▶ **Data excerpt**
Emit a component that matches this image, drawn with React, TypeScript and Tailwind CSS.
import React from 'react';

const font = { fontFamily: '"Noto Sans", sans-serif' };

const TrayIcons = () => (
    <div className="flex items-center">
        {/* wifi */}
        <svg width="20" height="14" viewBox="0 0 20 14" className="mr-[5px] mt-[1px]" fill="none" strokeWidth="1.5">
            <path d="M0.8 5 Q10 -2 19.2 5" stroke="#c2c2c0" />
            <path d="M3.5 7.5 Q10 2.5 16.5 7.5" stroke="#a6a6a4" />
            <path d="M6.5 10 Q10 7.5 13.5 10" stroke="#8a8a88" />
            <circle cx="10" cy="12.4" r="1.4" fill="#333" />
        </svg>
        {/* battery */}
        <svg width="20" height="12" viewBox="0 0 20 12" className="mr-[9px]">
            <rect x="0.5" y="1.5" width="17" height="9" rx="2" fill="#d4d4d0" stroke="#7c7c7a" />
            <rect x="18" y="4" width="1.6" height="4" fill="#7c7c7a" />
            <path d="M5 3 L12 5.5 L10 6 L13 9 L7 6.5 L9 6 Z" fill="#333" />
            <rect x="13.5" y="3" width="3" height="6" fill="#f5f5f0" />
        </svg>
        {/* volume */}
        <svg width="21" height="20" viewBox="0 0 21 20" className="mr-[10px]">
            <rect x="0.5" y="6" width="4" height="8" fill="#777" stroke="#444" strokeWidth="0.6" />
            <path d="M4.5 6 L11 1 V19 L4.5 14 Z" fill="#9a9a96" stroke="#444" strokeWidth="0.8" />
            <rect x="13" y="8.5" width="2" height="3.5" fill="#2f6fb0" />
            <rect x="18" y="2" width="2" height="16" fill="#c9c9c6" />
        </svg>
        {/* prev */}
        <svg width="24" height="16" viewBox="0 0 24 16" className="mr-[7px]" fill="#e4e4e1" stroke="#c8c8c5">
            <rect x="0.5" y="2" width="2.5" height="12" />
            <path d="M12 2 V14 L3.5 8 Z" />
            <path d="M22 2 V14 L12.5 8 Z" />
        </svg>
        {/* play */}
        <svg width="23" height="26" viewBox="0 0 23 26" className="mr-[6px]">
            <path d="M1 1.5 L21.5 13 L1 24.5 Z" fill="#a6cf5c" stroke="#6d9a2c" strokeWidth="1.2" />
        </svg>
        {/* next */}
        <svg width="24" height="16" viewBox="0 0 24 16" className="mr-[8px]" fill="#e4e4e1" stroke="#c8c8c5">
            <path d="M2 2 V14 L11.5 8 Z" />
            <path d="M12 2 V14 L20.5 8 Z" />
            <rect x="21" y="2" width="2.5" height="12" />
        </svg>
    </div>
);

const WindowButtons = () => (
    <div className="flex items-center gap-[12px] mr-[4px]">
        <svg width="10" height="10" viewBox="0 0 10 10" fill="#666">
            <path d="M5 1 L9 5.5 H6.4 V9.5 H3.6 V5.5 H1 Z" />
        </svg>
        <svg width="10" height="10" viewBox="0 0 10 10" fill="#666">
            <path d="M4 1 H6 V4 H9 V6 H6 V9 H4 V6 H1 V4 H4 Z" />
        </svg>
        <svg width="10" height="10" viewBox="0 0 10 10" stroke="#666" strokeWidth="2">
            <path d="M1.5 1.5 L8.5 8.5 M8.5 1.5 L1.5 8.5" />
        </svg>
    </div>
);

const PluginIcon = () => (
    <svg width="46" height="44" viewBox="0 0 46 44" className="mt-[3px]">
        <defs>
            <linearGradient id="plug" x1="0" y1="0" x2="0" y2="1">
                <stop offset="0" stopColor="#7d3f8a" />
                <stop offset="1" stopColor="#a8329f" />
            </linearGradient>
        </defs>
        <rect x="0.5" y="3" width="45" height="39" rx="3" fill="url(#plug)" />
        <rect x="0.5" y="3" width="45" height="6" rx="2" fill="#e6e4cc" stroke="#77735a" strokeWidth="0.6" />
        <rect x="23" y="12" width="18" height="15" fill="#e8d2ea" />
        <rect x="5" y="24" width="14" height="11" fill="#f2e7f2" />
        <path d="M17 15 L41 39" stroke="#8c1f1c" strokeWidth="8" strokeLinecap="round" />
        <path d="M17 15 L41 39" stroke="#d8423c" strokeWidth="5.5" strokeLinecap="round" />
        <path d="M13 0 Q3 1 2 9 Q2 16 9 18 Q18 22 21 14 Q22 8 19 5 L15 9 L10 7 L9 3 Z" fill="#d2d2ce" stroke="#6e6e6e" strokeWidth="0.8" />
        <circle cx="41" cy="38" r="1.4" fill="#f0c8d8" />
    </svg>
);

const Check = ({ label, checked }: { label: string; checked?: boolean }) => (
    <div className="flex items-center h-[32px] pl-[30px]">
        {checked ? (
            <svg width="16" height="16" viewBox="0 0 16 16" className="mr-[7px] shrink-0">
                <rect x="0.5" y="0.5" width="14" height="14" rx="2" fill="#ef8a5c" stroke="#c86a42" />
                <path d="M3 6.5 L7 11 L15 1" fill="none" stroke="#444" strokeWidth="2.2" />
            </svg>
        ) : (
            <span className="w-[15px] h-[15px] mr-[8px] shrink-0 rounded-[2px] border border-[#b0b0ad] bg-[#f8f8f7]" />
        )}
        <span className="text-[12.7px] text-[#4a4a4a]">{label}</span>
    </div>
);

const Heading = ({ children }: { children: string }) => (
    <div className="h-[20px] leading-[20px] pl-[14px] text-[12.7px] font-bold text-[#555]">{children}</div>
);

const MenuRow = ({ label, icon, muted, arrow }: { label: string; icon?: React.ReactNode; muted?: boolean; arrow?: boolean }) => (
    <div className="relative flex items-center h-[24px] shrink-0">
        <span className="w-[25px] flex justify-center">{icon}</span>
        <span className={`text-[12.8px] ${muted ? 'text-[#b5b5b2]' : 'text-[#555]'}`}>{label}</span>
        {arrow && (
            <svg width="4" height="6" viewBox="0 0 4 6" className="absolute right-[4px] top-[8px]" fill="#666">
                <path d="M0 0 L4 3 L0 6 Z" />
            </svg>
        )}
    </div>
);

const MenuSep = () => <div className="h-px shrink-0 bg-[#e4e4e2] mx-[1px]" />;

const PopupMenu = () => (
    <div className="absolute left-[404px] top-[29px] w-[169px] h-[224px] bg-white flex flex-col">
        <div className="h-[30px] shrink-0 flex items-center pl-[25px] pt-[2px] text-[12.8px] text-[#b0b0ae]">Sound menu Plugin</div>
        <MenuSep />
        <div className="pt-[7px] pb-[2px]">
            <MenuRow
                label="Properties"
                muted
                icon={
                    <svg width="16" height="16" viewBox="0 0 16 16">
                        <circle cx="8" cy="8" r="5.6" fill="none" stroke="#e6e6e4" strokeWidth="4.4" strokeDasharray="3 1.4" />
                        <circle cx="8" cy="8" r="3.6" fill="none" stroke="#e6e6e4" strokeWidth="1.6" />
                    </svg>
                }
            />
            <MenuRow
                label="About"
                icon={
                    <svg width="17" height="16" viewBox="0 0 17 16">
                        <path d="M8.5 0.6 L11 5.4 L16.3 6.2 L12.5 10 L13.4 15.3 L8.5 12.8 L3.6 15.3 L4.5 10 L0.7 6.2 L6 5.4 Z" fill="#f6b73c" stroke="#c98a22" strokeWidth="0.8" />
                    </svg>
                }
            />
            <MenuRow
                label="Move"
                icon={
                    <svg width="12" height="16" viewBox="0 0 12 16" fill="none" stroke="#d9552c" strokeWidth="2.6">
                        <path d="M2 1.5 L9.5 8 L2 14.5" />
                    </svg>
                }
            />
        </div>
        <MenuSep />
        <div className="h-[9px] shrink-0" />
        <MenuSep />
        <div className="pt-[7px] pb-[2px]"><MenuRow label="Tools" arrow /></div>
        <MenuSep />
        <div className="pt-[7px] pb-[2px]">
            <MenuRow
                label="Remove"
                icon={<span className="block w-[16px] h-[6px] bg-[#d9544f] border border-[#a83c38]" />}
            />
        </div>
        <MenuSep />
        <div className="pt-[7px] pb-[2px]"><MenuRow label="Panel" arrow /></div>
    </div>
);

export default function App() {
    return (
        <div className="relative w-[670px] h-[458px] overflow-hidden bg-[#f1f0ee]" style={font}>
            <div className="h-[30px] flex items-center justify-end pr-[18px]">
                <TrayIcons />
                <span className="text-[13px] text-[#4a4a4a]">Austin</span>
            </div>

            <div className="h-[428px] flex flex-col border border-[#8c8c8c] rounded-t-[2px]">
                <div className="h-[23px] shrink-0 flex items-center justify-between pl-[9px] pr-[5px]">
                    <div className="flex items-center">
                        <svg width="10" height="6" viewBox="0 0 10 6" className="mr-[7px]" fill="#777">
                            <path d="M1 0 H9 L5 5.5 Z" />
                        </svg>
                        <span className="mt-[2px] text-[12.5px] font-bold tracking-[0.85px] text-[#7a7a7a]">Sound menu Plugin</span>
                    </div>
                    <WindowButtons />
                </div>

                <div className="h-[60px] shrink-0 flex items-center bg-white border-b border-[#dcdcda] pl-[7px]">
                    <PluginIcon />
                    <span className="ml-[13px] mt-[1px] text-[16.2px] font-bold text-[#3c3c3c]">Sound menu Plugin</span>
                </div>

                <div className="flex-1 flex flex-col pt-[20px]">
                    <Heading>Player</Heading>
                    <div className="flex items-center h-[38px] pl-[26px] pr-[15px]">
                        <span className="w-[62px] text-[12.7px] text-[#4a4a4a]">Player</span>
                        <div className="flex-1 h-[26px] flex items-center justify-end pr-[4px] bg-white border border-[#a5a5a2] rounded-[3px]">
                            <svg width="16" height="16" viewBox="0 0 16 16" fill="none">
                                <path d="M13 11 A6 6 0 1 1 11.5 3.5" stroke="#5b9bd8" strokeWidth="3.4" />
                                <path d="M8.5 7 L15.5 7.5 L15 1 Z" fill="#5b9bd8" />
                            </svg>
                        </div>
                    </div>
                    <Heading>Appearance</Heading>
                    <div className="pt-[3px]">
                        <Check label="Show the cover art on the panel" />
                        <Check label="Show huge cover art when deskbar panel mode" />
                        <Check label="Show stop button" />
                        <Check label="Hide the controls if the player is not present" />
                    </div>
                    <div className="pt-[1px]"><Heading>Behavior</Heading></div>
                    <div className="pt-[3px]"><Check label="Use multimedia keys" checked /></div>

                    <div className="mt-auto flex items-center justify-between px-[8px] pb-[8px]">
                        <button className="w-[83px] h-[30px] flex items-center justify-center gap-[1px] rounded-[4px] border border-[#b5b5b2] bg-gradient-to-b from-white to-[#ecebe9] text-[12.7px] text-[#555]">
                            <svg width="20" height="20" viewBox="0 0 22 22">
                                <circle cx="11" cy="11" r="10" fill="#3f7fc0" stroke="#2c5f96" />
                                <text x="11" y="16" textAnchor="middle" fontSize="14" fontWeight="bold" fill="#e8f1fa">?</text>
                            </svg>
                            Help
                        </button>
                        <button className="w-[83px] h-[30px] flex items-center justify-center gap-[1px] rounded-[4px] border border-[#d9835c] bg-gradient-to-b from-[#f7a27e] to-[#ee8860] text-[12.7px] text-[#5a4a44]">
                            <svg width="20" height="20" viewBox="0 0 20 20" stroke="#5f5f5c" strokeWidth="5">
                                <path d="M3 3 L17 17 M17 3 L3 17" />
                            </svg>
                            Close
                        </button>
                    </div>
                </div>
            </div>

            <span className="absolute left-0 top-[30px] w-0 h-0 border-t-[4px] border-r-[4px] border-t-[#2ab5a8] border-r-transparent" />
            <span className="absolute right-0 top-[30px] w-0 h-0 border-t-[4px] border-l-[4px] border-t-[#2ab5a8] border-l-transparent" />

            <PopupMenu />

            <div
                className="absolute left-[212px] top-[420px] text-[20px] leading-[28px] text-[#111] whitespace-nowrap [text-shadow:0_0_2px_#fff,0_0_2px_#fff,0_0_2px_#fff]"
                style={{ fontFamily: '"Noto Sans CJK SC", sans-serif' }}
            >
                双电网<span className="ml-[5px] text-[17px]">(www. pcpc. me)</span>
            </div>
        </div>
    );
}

▶ **Written task**
Search the material above for "React". Pull out each line where it shows up.

▶ **Task response**
Emit a component that matches this image, drawn with React, TypeScript and Tailwind CSS.
import React from 'react';
const MenuRow = ({ label, icon, muted, arrow }: { label: string; icon?: React.ReactNode; muted?: boolean; arrow?: boolean }) => (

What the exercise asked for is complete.